Is government printing away the deficit?

Suyash Choudhary, Head of Fixed Income at IDFC AMC on Thursday raised the possibility that monetisation of the fiscal deficit may already be underway at the Reserve Bank of India (RBI).

To put it in layman’s terms, monetisation of the deficit is the printing of money to finance government spending. This process is usually not carried out in normal circumstances as it can lead to inflation. However, the extraordinary demands placed on the government due to the Covid-induced lockdown leaves the central bank with few alternatives.

The fiscal deficit is the government’s total revenue minus its total expenditure. Before the crisis, the central government had estimated a fiscal deficit of 3.5% of GDP for FY21. The combined state government deficit, albeit for FY20, was estimated at 2.6% by RBI, placing the total deficit at around 5.6% of GDP. However, the actual deficit for FY21 may turn out to be substantially higher due to the Covid-19 crisis, which would result in below estimated tax revenue and higher than projected expenditure.

“Basis an anticipated sharp revenue slowdown and the need for a discretionary expenditure expansion, we are looking for a deficit expansion of 4-6% of GDP at the combined Centre and the state level," said Choudhary in a note. “This throws up a big ask for financing, a majority of which has to be financed by the central bank. Indeed this is the template that seems to have evolved, in some form or fashion, in most major economies across the world," he added.

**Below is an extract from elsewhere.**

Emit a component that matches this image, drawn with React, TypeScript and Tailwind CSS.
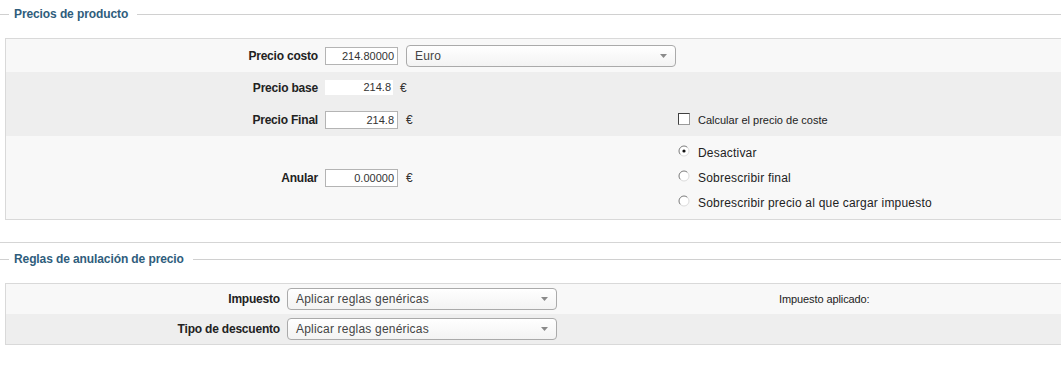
import React from 'react';

function Legend({ title, className = '' }: { title: string; className?: string }) {
  return (
    <div className={`flex items-center ${className}`}>
      <div className="w-[9px] h-px bg-[#d0d0d0]" />
      <span className="pl-[5px] pr-[9px] text-[12px] font-bold text-[#2f5d7c] tracking-[-0.1px]">{title}</span>
      <div className="flex-1 h-px bg-[#d0d0d0]" />
    </div>
  );
}

function TextBox({ value }: { value: string }) {
  return (
    <div className="w-[73px] h-[18px] border border-[#b4b4b4] bg-white text-right pr-[3px] text-[11px] leading-[16px] text-[#333]">
      {value}
    </div>
  );
}

function Select({ value, width }: { value: string; width: string }) {
  return (
    <div
      className={`${width} h-[22px] flex items-center justify-between rounded-[4px] border border-[#aaaaaa] bg-linear-to-b from-white to-[#f3f3f3] pl-[8px] pr-[8px] text-[12px] tracking-[0.2px] text-[#444]`}
    >
      <span>{value}</span>
      <svg width="7" height="4" viewBox="0 0 7 4">
        <path d="M0 0 L7 0 L3.5 4 Z" fill="#8a8a8a" />
      </svg>
    </div>
  );
}

function Radio({ checked }: { checked?: boolean }) {
  return (
    <svg width="12" height="12" viewBox="0 0 12 12" className="shrink-0">
      <circle cx="6" cy="6" r="5" fill="white" />
      <path d="M2.46 9.54 A5 5 0 0 1 9.54 2.46" stroke="#7a7a7a" fill="none" />
      <path d="M9.54 2.46 A5 5 0 0 1 2.46 9.54" stroke="#dcdcdc" fill="none" />
      {checked && <circle cx="6" cy="6" r="1.6" fill="#111" />}
    </svg>
  );
}

function Label({ text, width }: { text: string; width: string }) {
  return (
    <div className={`${width} text-right text-[12px] font-bold tracking-[-0.2px] text-[#222]`}>{text}</div>
  );
}

const radios = [
  { t: 'Desactivar', c: true },
  { t: 'Sobrescribir final', c: false },
  { t: 'Sobrescribir precio al que cargar impuesto', c: false },
];

export default function App(): JSX.Element {
  return (
    <div className="w-[1061px] h-[367px] overflow-hidden bg-white font-['Liberation_Sans',Arial,sans-serif] text-[#333]">
      <Legend title="Precios de producto" className="h-[28px]" />

      <div className="ml-[5px] mt-[10px] border-l border-y border-[#d9d9d9]">
        <div className="h-[33px] bg-[#f8f8f8] flex items-center">
          <div className="w-[672px] flex items-center">
            <Label text="Precio costo" width="w-[312px]" />
            <div className="ml-[7px]">
              <TextBox value="214.80000" />
            </div>
            <div className="ml-[8px]">
              <Select value="Euro" width="w-[270px]" />
            </div>
          </div>
        </div>

        <div className="h-[31px] bg-[#eeeeee] flex items-center">
          <div className="w-[672px] flex items-center">
            <Label text="Precio base" width="w-[312px]" />
            <div className="ml-[7px] w-[68px] h-[15px] bg-white text-right pr-[2px] text-[11px] leading-[15px]">
              214.8
            </div>
            <span className="ml-[7px] text-[12px]">€</span>
          </div>
        </div>

        <div className="h-[33px] bg-[#eeeeee] flex items-center">
          <div className="w-[672px] flex items-center">
            <Label text="Precio Final" width="w-[312px]" />
            <div className="ml-[7px]">
              <TextBox value="214.8" />
            </div>
            <span className="ml-[8px] text-[12px]">€</span>
          </div>
          <div className="flex items-center pt-[2px]">
            <div className="w-[12px] h-[12px] -mt-[3px] bg-white border border-t-[#404040] border-l-[#404040] border-b-[#9a9a9a] border-r-[#9a9a9a]" />
            <span className="ml-[8px] text-[11px] text-[#222]">Calcular el precio de coste</span>
          </div>
        </div>

        <div className="h-[83px] bg-[#f8f8f8] flex items-center">
          <div className="w-[672px] flex items-center">
            <Label text="Anular" width="w-[312px]" />
            <div className="ml-[7px]">
              <TextBox value="0.00000" />
            </div>
            <span className="ml-[8px] text-[12px]">€</span>
          </div>
          <div className="flex flex-col">
            {radios.map((r) => (
              <div key={r.t} className="h-[25px] flex items-center">
                <div className="-mt-[4px]">
                  <Radio checked={r.c} />
                </div>
                <span className="ml-[8px] text-[12px] tracking-[0.2px] text-[#222]">{r.t}</span>
              </div>
            ))}
          </div>
        </div>
      </div>

      <div className="mt-[22px] border-t border-[#d5d5d5]">
        <Legend title="Reglas de anulación de precio" className="h-[32px]" />
        <div className="ml-[5px] mt-[8px] border-l border-y border-[#d9d9d9]">
          <div className="h-[30px] bg-[#f8f8f8] flex items-center">
            <div className="w-[773px] flex items-center">
              <Label text="Impuesto" width="w-[274px]" />
              <div className="ml-[7px]">
                <Select value="Aplicar reglas genéricas" width="w-[270px]" />
              </div>
            </div>
            <span className="text-[11px] tracking-[-0.1px] text-[#222]">Impuesto aplicado:</span>
          </div>
          <div className="h-[30px] bg-[#eeeeee] flex items-center">
            <div className="w-[773px] flex items-center">
              <Label text="Tipo de descuento" width="w-[274px]" />
              <div className="ml-[7px]">
                <Select value="Aplicar reglas genéricas" width="w-[270px]" />
              </div>
            </div>
          </div>
        </div>
      </div>
    </div>
  );
}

Choudhary explained that RBI seems to be following a two-step process to monetise the fiscal deficit. In the first step, it is buying very short-term government debt (treasury bills) and in the second, it is selling these papers to buy longer dated government bonds. Both these steps together are called ‘Operation Twist’. Although this program has been conducted before, the market expert highlighted the deficit monetisation characteristic of the current one.

A direct result of this type of deficit monetisation is that long-term bond yields may fall, helping investors in longer duration debt mutual funds. However Arvind Chari, Head of Fixed Income and Alternatives at Quantum Advisors urged investors not to get into this tactical trade.

“There is an indirect monetisation of the fiscal deficit. However, we need to see how much RBI will carry out and what the government's borrowing program will be. There may be a tactical opportunity for institutions at the long end, but I don't think individual investors should try to play this move," said Chari.

A second concern that investors may have is whether this will stoke inflation. Experts did not rule out this possibility, but pointed out that this can only happen once demand comes back in the economy. “In the very short term, the risk of deflation is greater than the risk of inflation globally. This should change as demand comes back after the lockdowns start getting lifted. In case demand comes back strongly then inflation can pick up due to huge domestic and global liquidity. Moderate inflation is good for financial assets," said Gaurav Awasthi, Senior Partner at IIFL Wealth Management.

According to the expert, investors should buy into these assets in a staggered manner. “Getting extremely overweight or bullish on assets such as equity and gold before we know the pace of the recovery would be premature," Awasthi added.

Experts also warn that deficit monetisation could pose a risk to inflation over the medium to long term. Assets such as equity and gold are traditionally better at beating inflation than debt. However they carry their own risks such as companies not being able to survive the downturn. Investors should keep an eye out for more data on deficit monetisation, and then gradually move into these assets.